Now that Republicans control a very high majority of state legislatures, they’re working very hard to make the initiative process almost impossible to use: They don’t want the Democrats to use the initiative process to break up republican control. So at state level, unfortunately, we’re having to work extra hard to protect the process.

To introduce the initiative process at the national level, congress would have to propose an amendment to the constitution and in our history, we have only had 22 of those. I do think the people overwhelmingly want it at the national level, so I wouldn’t say it’s impossible, but it’s very unlikely at this point in time.

Democracy International: That’s interesting, because since the election of Donald Trump a year ago, you often hear that there is a lot of popular indignation and that grassroots initiatives are thriving, but at the same time it’s being made harder. Is there a tendency to use these instruments more since the 2016 election?

D.W.: At the local level, people are trying to organise more initiatives, because even if only 24 states have the initiative process, at local level it exists almost everywhere.

Unfortunately, state lawmakers who are seeing this increased use, are creating ‘pre-emption’ laws. And you can’t do at local level, what’s not allowed at state level.

A lot of people, for reasons that I just can’t understand, up until now have been silent about Trump because they’re afraid of that majority that supports him. Many people perceive that this majority, those 32% of people, are not very nice people and they don’t want to do anything to rile up that “base”. But I do think that more and more people are starting to vocalise their unhappiness with Trump.

Over the next three years, more people are going to turn to direct democracy. You’re already seeing this in California, where more initiatives have been filed this election cycle, than you’ve seen in the last 20 or 30 years.

So that frustration among the people about the president’s polarisation is turning people to direct democracy.

Democracy International: In Europe, we’ve seen a host of elections where extreme right parties get bigger control, or even have near election wins. This has been used as an argument against direct democracy, opponents claim that people are too extreme or don’t support realistic policy. From the US experience, do you see any legitimacy to this fear?

D.W.: We need checks and balances on everything. In the US, we have our three branches: legislative, executive and judicial. And I think that that is critical.

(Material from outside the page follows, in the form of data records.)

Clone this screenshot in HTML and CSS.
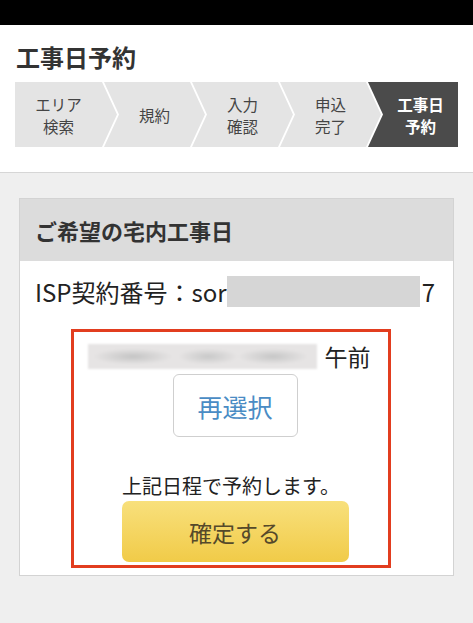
FILE: index.html
```html
<!DOCTYPE html>
<html lang="ja">
<head>
    <meta charset="UTF-8">
    <meta name="viewport" content="width=device-width, initial-scale=1.0">
    <title>工事日予約</title>
    <link rel="stylesheet" href="styles.css">
</head>
<body>
    <div class="statusbar"></div>
    <div class="header">
        <h1>工事日予約</h1>
        <ol class="steps">
            <li class="step first"><span>エリア<br>検索</span></li>
            <li class="step"><span>規約</span></li>
            <li class="step"><span>入力<br>確認</span></li>
            <li class="step"><span>申込<br>完了</span></li>
            <li class="step last active"><span>工事日<br>予約</span></li>
        </ol>
    </div>
    <div class="main">
        <div class="card">
            <div class="card-head">ご希望の宅内工事日</div>
            <div class="card-body">
                <p class="isp">ISP契約番号：sor<span class="mask"></span>7</p>
                <div class="slot">
                    <span class="blur"></span>
                    <span class="ampm">午前</span>
                </div>
                <button type="button" class="btn-reselect">再選択</button>
                <p class="note">上記日程で予約します。</p>
                <button type="submit" class="btn-confirm">確定する</button>
            </div>
            <div class="mark"></div>
        </div>
    </div>
</body>
</html>
```

FILE: styles.css
```css
* {
    box-sizing: border-box;
}
body {
    margin: 0;
    font-family: "Noto Sans CJK JP", "Noto Sans", sans-serif;
    color: #333;
    background: #efefef;
    height: 623px;
    overflow: hidden;
}
.statusbar {
    height: 25px;
    background: #000;
}
.header {
    background: #fff;
    padding: 14px 15px 25px;
    border-bottom: 1px solid #d6d6d6;
}
h1 {
    margin: 0 0 8px 1px;
    font-size: 24px;
    line-height: 35px;
    font-weight: bold;
    color: #333;
}
.steps {
    list-style: none;
    margin: 0;
    padding: 0;
    display: flex;
    height: 65px;
}
.step {
    position: relative;
    flex: 0 0 88px;
    padding-left: 17px;
    display: flex;
    align-items: center;
    justify-content: center;
    text-align: center;
    background: #e4e4e4;
    color: #444;
    font-size: 15.5px;
    line-height: 22px;
}
/* chevron tip + white separator over the next step */
.step::before,
.step::after {
    content: "";
    position: absolute;
    top: 0;
    bottom: 0;
    left: 100%;
    z-index: 1;
}
.step::before {
    width: 17px;
    background: #fff;
    clip-path: polygon(0 0, 2px 0, 17px 50%, 2px 100%, 0 100%);
}
.step::after {
    width: 15px;
    background: #e4e4e4;
    clip-path: polygon(0 0, 15px 50%, 0 100%);
}
.step.first {
    flex-basis: 87px;
    padding-left: 0;
}
.step.last {
    flex: 1;
}
.step.last::before,
.step.last::after {
    display: none;
}
.step.active {
    background: #4b4b4b;
    color: #fff;
    font-weight: bold;
}
.main {
    padding: 25px 19px 0 19px;
}
.card {
    position: relative;
    background: #fff;
    border: 1px solid #d3d3d3;
}
.card-head {
    height: 62px;
    padding: 0 15px;
    display: flex;
    align-items: center;
    background: #dcdcdc;
    font-size: 22px;
    font-weight: bold;
    color: #333;
}
.card-body {
    padding: 14px 18px 13px 15px;
    display: flex;
    flex-direction: column;
    align-items: center;
}
.isp {
    align-self: stretch;
    margin: 0;
    display: flex;
    align-items: center;
    height: 32px;
    font-size: 24px;
    color: #222;
}
.mask {
    flex: 1;
    height: 31px;
    margin: 0 2px 0 0;
    background: #d6d6d6;
}
.slot {
    margin-top: 33px;
    height: 32px;
    display: flex;
    align-items: center;
    gap: 8px;
    margin-left: -12px;
}
.blur {
    width: 229px;
    height: 25px;
    background:
        radial-gradient(ellipse 40px 8px at 45px 50%, #c4c4c4, transparent),
        radial-gradient(ellipse 30px 8px at 120px 50%, #c8c8c8, transparent),
        radial-gradient(ellipse 35px 8px at 185px 50%, #c6c6c6, transparent),
        #e6e4e4;
    filter: blur(1px);
}
.ampm {
    font-size: 23px;
    color: #222;
}
button {
    font-family: inherit;
    cursor: pointer;
}
.btn-reselect {
    margin-top: 2px;
    width: 125px;
    height: 63px;
    background: #fff;
    border: 1px solid #cfcfcf;
    border-radius: 6px;
    color: #4a8cc4;
    font-size: 25px;
}
.note {
    margin: 35px 0 0 -8px;
    font-size: 20px;
    line-height: 28px;
    color: #222;
}
.btn-confirm {
    margin-top: 1px;
    width: 227px;
    height: 61px;
    border: none;
    border-radius: 7px;
    background: linear-gradient(#f8e07c, #f1cb48);
    color: #55492a;
    font-size: 23px;
}
.mark {
    position: absolute;
    top: 130px;
    left: 51px;
    width: 320px;
    height: 239px;
    border: 3px solid #e23d1f;
}
```
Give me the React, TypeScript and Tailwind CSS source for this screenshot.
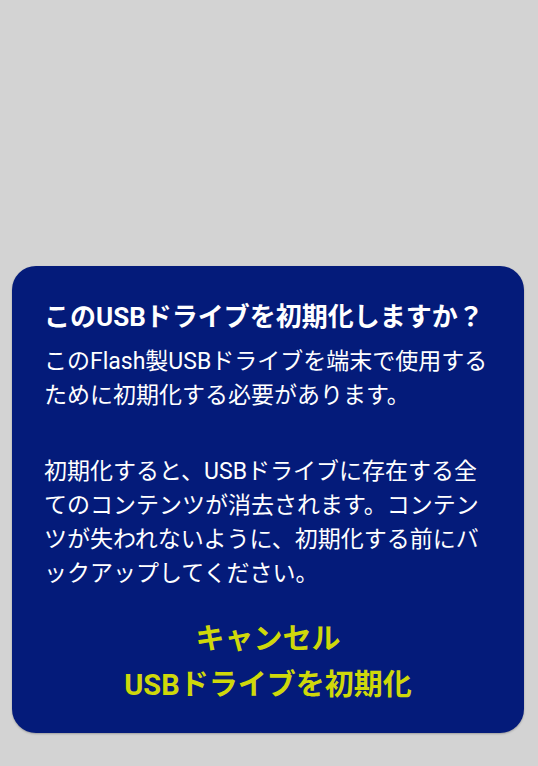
export default function App() {
  return (
    <div
      className="flex h-[766px] w-full flex-col justify-end bg-[#d3d3d3] pb-[33px] pl-[12px]"
      style={{ fontFamily: 'Roboto, "Noto Sans CJK JP", sans-serif' }}
    >
      <div className="h-[467px] w-[512px] rounded-[24px] bg-[#041b7a] px-[32px] pt-[35px] shadow-[0_1px_2px_rgba(0,0,0,0.25)]">
        <h1 className="text-[26px] font-bold leading-[32px] text-white">
          このUSBドライブを初期化しますか？
        </h1>
        <div className="mt-[12px] text-[23px] leading-[34px] text-white">
          <p>このFlash製USBドライブを端末で使用するために初期化する必要があります。</p>
          <p className="mt-[42px]">
            初期化すると、USBドライブに存在する全てのコンテンツが消去されます。コンテンツが失われないように、初期化する前にバックアップしてください。
          </p>
        </div>
        <div className="mt-[25px] flex flex-col items-center text-[29px] font-bold leading-[46px] text-[#cfd80a]">
          <button type="button">キャンセル</button>
          <button type="button">USBドライブを初期化</button>
        </div>
      </div>
    </div>
  )
}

I’m sure there are some states where if they could put an initiative on the ballot to ban all Muslims, they would do that. But the judiciary and our federal constitution would forbid that from happening: that’s what it means to have checks and balances! That’s critical, that and the protection of human rights.

I’m a firm believer that people should have the right to do whatever they want, but only in so far that they don’t violate the individual liberties and freedoms of others, and as described in that country’s federal constitution.

Democracy International: That brings us back to Donald Trump, who as president seems to have been an unprecedented challenge to the US constitution. Does he value the constitution less than previous presidents?

D.W.: I don’t think he doesn’t care about the constitution, I think he doesn’t understand it. He does things that most people feel violates the constitution, but he doesn’t know any better.

He represents the worst qualities a leader could have: he has no empathy, no common sense, no book sense and he’s a narcissist to the extreme, to the extent where he just does things that are in his best interest.

If he were in the private sector, that would be tolerable, but as president of the US, those are the worst imaginable qualities.

But we as a country, we will survive three more years with Donald Trump, and the reality is that he’s a perfect example of how checks and balances work. He scares a lot of us, but we are fortunate enough to live in a country where we have a control. We will survive, it will be painful, but we will survive.